Category: Tourism

Les 48h de l’Innovation Touristique du Grand Est

ACT had the chance to participate an hakaton on Innovations in the touristic and cultural sector.

Our team met with different cultural providers and tried to answer their needs in term of touristic innovations. We also had the opportunity to meet with experts in different fields who could assist us in our deployment.

The teams competed for six support awards and four financial ones.

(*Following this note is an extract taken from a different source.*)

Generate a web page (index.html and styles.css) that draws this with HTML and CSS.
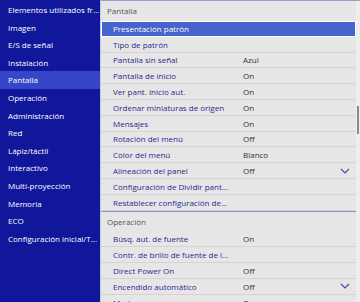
FILE: index.html
```html
<!DOCTYPE html>
<html>
<head>
    <title>Menú del proyector</title>
    <link rel="stylesheet" href="styles.css">
</head>
<body>
    <div class="screen">
        <!-- menú principal -->
        <ul class="side-menu">
            <li>Elementos utilizados fr...</li>
            <li>Imagen</li>
            <li>E/S de señal</li>
            <li>Instalación</li>
            <li class="active">Pantalla</li>
            <li>Operación</li>
            <li>Administración</li>
            <li>Red</li>
            <li>Lápiz/táctil</li>
            <li>Interactivo</li>
            <li>Multi-proyección</li>
            <li>Memoria</li>
            <li>ECO</li>
            <li>Configuración inicial/T...</li>
        </ul>

        <!-- submenú -->
        <div class="panel">
            <div class="section">
                <div class="section-title">Pantalla</div>
                <div class="row selected"><span class="label">Presentación patrón</span></div>
                <div class="row"><span class="label">Tipo de patrón</span></div>
                <div class="row"><span class="label">Pantalla sin señal</span><span class="value">Azul</span></div>
                <div class="row"><span class="label">Pantalla de inicio</span><span class="value">On</span></div>
                <div class="row"><span class="label">Ver pant. Inicio aut.</span><span class="value">On</span></div>
                <div class="row"><span class="label">Ordenar miniaturas de origen</span><span class="value">On</span></div>
                <div class="row"><span class="label">Mensajes</span><span class="value">On</span></div>
                <div class="row"><span class="label">Rotación del menú</span><span class="value">Off</span></div>
                <div class="row"><span class="label">Color del menú</span><span class="value">Blanco</span></div>
                <div class="row"><span class="label">Alineación del panel</span><span class="value">Off</span>
                    <svg class="chevron" width="10" height="6" viewBox="0 0 10 6"><path d="M1 1 L5 5 L9 1" fill="none" stroke="#4a4aa8" stroke-width="1.2"/></svg>
                </div>
                <div class="row"><span class="label">Configuración de Dividir pant...</span></div>
                <div class="row"><span class="label">Restablecer configuración de...</span></div>
            </div>
            <div class="section">
                <div class="section-title">Operación</div>
                <div class="row"><span class="label">Búsq. aut. de fuente</span><span class="value">On</span></div>
                <div class="row"><span class="label">Contr. de brillo de fuente de l...</span></div>
                <div class="row"><span class="label">Direct Power On</span><span class="value">Off</span></div>
                <div class="row"><span class="label">Encendido automático</span><span class="value">Off</span>
                    <svg class="chevron" width="10" height="6" viewBox="0 0 10 6"><path d="M1 1 L5 5 L9 1" fill="none" stroke="#4a4aa8" stroke-width="1.2"/></svg>
                </div>
                <div class="row"><span class="label">Modo</span><span class="value">On</span></div>
            </div>
            <div class="scrollbar"><div class="thumb"></div></div>
        </div>
    </div>
</body>
</html>
```

FILE: styles.css
```css
body {
    margin: 0;
    font-family: 'Open Sans', 'Noto Sans', sans-serif;
    font-size: 8px;
    background: #e6e6e6;
}

.screen {
    display: flex;
    width: 360px;
    height: 302px;
    overflow: hidden;
}

.side-menu {
    list-style: none;
    margin: 0;
    padding: 1px 0 0;
    width: 100px;
    flex-shrink: 0;
    background: #11179a;
    color: #ffffff;
}

.side-menu li {
    height: 17.6px;
    line-height: 17.6px;
    padding-left: 8px;
    white-space: nowrap;
}

.side-menu li.active {
    background: #3646c8;
}

.panel {
    position: relative;
    flex: 1;
    background: #e6e6e6;
    border-top: 1px solid #9c9cc8;
    border-left: 1px solid #c8c8d8;
    padding-right: 4px;
}

.section + .section {
    border-top: 1px solid #8e8ec8;
}

.section-title {
    height: 20px;
    line-height: 20px;
    padding-left: 6px;
    color: #555555;
}

.row {
    display: flex;
    align-items: center;
    height: 15.8px;
    box-sizing: border-box;
    border-bottom: 1px solid #d4d4d4;
    padding-left: 12px;
    color: #2a2a90;
}

.row .label {
    width: 130px;
    white-space: nowrap;
}

.row .value {
    color: #333333;
}

.row .chevron {
    margin-left: auto;
    margin-right: 6px;
}

.row.selected {
    background: #4763cc;
    color: #ffffff;
    border: 1px solid #ffffff;
    padding-left: 11px;
}

.scrollbar {
    position: absolute;
    top: 0;
    right: 0;
    width: 4px;
    height: 100%;
    background: #eeeeee;
}

.thumb {
    margin-top: 105px;
    margin-left: 1px;
    width: 2px;
    height: 28px;
    background: #8a8a8a;
}
```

We were lucky enough to have been paired with a coach and four students (Amelie Keller, Julie Pierre, Laure Portier and Manon Dos Santos) from YSchools who understood our vision and our project so well that two of them presented it in front of the judges panel made of:

  • Pierre-Emmanuel Taittinger, President of Champagne Taittinger and the Unesco Mission of Champagne,
  • Dominique Hummel, Director of innovation of Compagnie des Alpes,
  • Yann Quiquandon, CEO Batorama,
  • Eric Bagriot, General Manager Pierre & Vacances – Center Parcs Group,
  • Jackie Helfgott, President of the Tourism Commission – Région Grand Est,
  • Max Delmond, President Alsace Destination Tourisme
  • Julia Luczak-Rougeaux, Chief Editor of

ACT was the only team to win both a support and a financial award: Support Price from Semia and Financial Price from Grand Enov.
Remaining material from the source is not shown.